Below are some records; give them all again exactly, but not the pictures.

#### Information supplied

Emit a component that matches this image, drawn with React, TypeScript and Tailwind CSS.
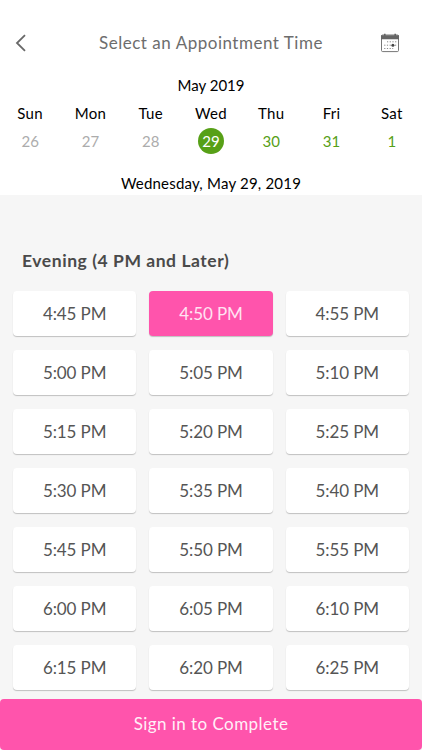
import React, { useState } from 'react';

const days = [
  { name: 'Sun', date: 26, open: false },
  { name: 'Mon', date: 27, open: false },
  { name: 'Tue', date: 28, open: false },
  { name: 'Wed', date: 29, open: true },
  { name: 'Thu', date: 30, open: true },
  { name: 'Fri', date: 31, open: true },
  { name: 'Sat', date: 1, open: true },
];

const times = [
  '4:45 PM', '4:50 PM', '4:55 PM',
  '5:00 PM', '5:05 PM', '5:10 PM',
  '5:15 PM', '5:20 PM', '5:25 PM',
  '5:30 PM', '5:35 PM', '5:40 PM',
  '5:45 PM', '5:50 PM', '5:55 PM',
  '6:00 PM', '6:05 PM', '6:10 PM',
  '6:15 PM', '6:20 PM', '6:25 PM',
];

const BackIcon: React.FC = () => (
  <svg width="12" height="18" viewBox="0 0 12 18" fill="none" stroke="#686868" strokeWidth="1.8">
    <path d="M10 1.2L2 9l8 7.8" />
  </svg>
);

const CalendarIcon: React.FC = () => (
  <svg width="20" height="20" viewBox="0 0 20 20" fill="none">
    <rect x="1.5" y="2" width="17" height="16.6" rx="1.2" stroke="#777" strokeWidth="1" />
    <path d="M1 2.2h18v4H1zM4 .7h1.6v2H4zM14.4 .7H16v2h-1.6z" fill="#666" />
    <path d="M7 8.8h10" stroke="#888" strokeWidth="1" strokeDasharray="1.2 1.5" />
    <path d="M4.2 12.2h12.6M4.2 15.5h9" stroke="#888" strokeWidth="1" strokeDasharray="1.2 1.5" />
    <circle cx="12.9" cy="12.2" r="1.5" fill="#444" />
  </svg>
);

const App: React.FC = () => {
  const [date, setDate] = useState(29);
  const [time, setTime] = useState('4:50 PM');

  return (
    <div className="flex flex-col h-[750px] w-full overflow-hidden bg-[#f6f6f6] font-['Lato',sans-serif]">
      <div className="h-[195px] shrink-0 bg-white text-black">
        <div className="grid grid-cols-[48px_1fr_48px] items-center pt-[33px]">
          <button aria-label="Back" className="pl-[15px]"><BackIcon /></button>
          <h1 className="text-center text-[17px] leading-5 tracking-[0.52px] text-[#6d6d6d]">Select an Appointment Time</h1>
          <button aria-label="Calendar" className="pl-[6px]"><CalendarIcon /></button>
        </div>

        <div className="mt-[22px] text-center text-[15px] leading-5">May 2019</div>

        <div className="mt-2 grid grid-cols-7">
          {days.map((day) => (
            <div key={day.name} className="flex flex-col items-center">
              <span className="text-[15px] leading-5 tracking-[0.3px]">{day.name}</span>
              <button
                onClick={() => setDate(day.date)}
                disabled={!day.open}
                className={`mt-[5px] size-[26px] rounded-full text-[15px] leading-[26px] ${
                  day.date === date ? 'bg-[#57a017] text-white' : day.open ? 'text-[#57a017]' : 'text-[#acacac]'
                }`}
              >
                {day.date}
              </button>
            </div>
          ))}
        </div>

        <div className="mt-[19px] text-center text-[15px] leading-5 tracking-[0.2px]">Wednesday, May 29, 2019</div>
      </div>

      <div className="h-[504px] shrink-0 overflow-hidden px-[13px] pt-[55px]">
        <h2 className="pl-[9px] text-[17.5px] leading-[22px] font-bold tracking-[0.55px] text-[#4a4a4a]">
          Evening (4 PM and Later)
        </h2>
        <div className="mt-[19px] grid grid-cols-3 gap-x-[13px] gap-y-[14px]">
          {times.map((slot) => (
            <button
              key={slot}
              onClick={() => setTime(slot)}
              className={`h-[45px] rounded text-[17px] tracking-[-0.1px] shadow-[0_1px_1px_rgba(0,0,0,0.22)] ${
                slot === time ? 'bg-[#ff54ac] text-[#ffe3f2]' : 'bg-white text-[#555]'
              }`}
            >
              {slot}
            </button>
          ))}
        </div>
      </div>

      <button className="h-[51px] shrink-0 rounded bg-[#ff54ac] pb-0.5 text-[17px] tracking-[0.45px] text-[#fff0f8]">
        Sign in to Complete
      </button>
    </div>
  );
};

export default App;
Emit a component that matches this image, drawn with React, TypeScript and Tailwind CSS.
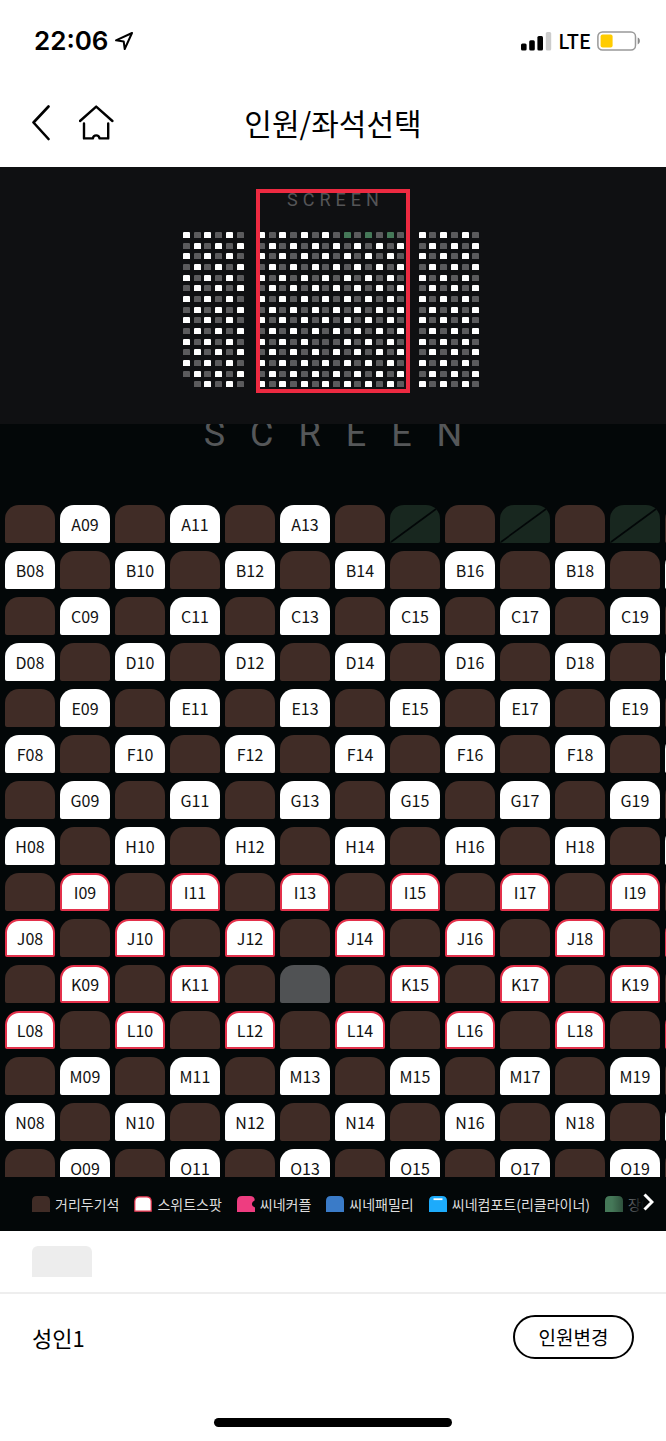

########

Expected output -
Emit a component that matches this image, drawn with React, TypeScript and Tailwind CSS.
import React, { useState } from 'react';

const days = [
  { name: 'Sun', date: 26, open: false },
  { name: 'Mon', date: 27, open: false },
  { name: 'Tue', date: 28, open: false },
  { name: 'Wed', date: 29, open: true },
  { name: 'Thu', date: 30, open: true },
  { name: 'Fri', date: 31, open: true },
  { name: 'Sat', date: 1, open: true },
];

const times = [
  '4:45 PM', '4:50 PM', '4:55 PM',
  '5:00 PM', '5:05 PM', '5:10 PM',
  '5:15 PM', '5:20 PM', '5:25 PM',
  '5:30 PM', '5:35 PM', '5:40 PM',
  '5:45 PM', '5:50 PM', '5:55 PM',
  '6:00 PM', '6:05 PM', '6:10 PM',
  '6:15 PM', '6:20 PM', '6:25 PM',
];

const BackIcon: React.FC = () => (
  <svg width="12" height="18" viewBox="0 0 12 18" fill="none" stroke="#686868" strokeWidth="1.8">
    <path d="M10 1.2L2 9l8 7.8" />
  </svg>
);

const CalendarIcon: React.FC = () => (
  <svg width="20" height="20" viewBox="0 0 20 20" fill="none">
    <rect x="1.5" y="2" width="17" height="16.6" rx="1.2" stroke="#777" strokeWidth="1" />
    <path d="M1 2.2h18v4H1zM4 .7h1.6v2H4zM14.4 .7H16v2h-1.6z" fill="#666" />
    <path d="M7 8.8h10" stroke="#888" strokeWidth="1" strokeDasharray="1.2 1.5" />
    <path d="M4.2 12.2h12.6M4.2 15.5h9" stroke="#888" strokeWidth="1" strokeDasharray="1.2 1.5" />
    <circle cx="12.9" cy="12.2" r="1.5" fill="#444" />
  </svg>
);

const App: React.FC = () => {
  const [date, setDate] = useState(29);
  const [time, setTime] = useState('4:50 PM');

  return (
    <div className="flex flex-col h-[750px] w-full overflow-hidden bg-[#f6f6f6] font-['Lato',sans-serif]">
      <div className="h-[195px] shrink-0 bg-white text-black">
        <div className="grid grid-cols-[48px_1fr_48px] items-center pt-[33px]">
          <button aria-label="Back" className="pl-[15px]"><BackIcon /></button>
          <h1 className="text-center text-[17px] leading-5 tracking-[0.52px] text-[#6d6d6d]">Select an Appointment Time</h1>
          <button aria-label="Calendar" className="pl-[6px]"><CalendarIcon /></button>
        </div>

        <div className="mt-[22px] text-center text-[15px] leading-5">May 2019</div>

        <div className="mt-2 grid grid-cols-7">
          {days.map((day) => (
            <div key={day.name} className="flex flex-col items-center">
              <span className="text-[15px] leading-5 tracking-[0.3px]">{day.name}</span>
              <button
                onClick={() => setDate(day.date)}
                disabled={!day.open}
                className={`mt-[5px] size-[26px] rounded-full text-[15px] leading-[26px] ${
                  day.date === date ? 'bg-[#57a017] text-white' : day.open ? 'text-[#57a017]' : 'text-[#acacac]'
                }`}
              >
                {day.date}
              </button>
            </div>
          ))}
        </div>

        <div className="mt-[19px] text-center text-[15px] leading-5 tracking-[0.2px]">Wednesday, May 29, 2019</div>
      </div>

      <div className="h-[504px] shrink-0 overflow-hidden px-[13px] pt-[55px]">
        <h2 className="pl-[9px] text-[17.5px] leading-[22px] font-bold tracking-[0.55px] text-[#4a4a4a]">
          Evening (4 PM and Later)
        </h2>
        <div className="mt-[19px] grid grid-cols-3 gap-x-[13px] gap-y-[14px]">
          {times.map((slot) => (
            <button
              key={slot}
              onClick={() => setTime(slot)}
              className={`h-[45px] rounded text-[17px] tracking-[-0.1px] shadow-[0_1px_1px_rgba(0,0,0,0.22)] ${
                slot === time ? 'bg-[#ff54ac] text-[#ffe3f2]' : 'bg-white text-[#555]'
              }`}
            >
              {slot}
            </button>
          ))}
        </div>
      </div>

      <button className="h-[51px] shrink-0 rounded bg-[#ff54ac] pb-0.5 text-[17px] tracking-[0.45px] text-[#fff0f8]">
        Sign in to Complete
      </button>
    </div>
  );
};

export default App;
Emit a component that matches this image, drawn with React, TypeScript and Tailwind CSS.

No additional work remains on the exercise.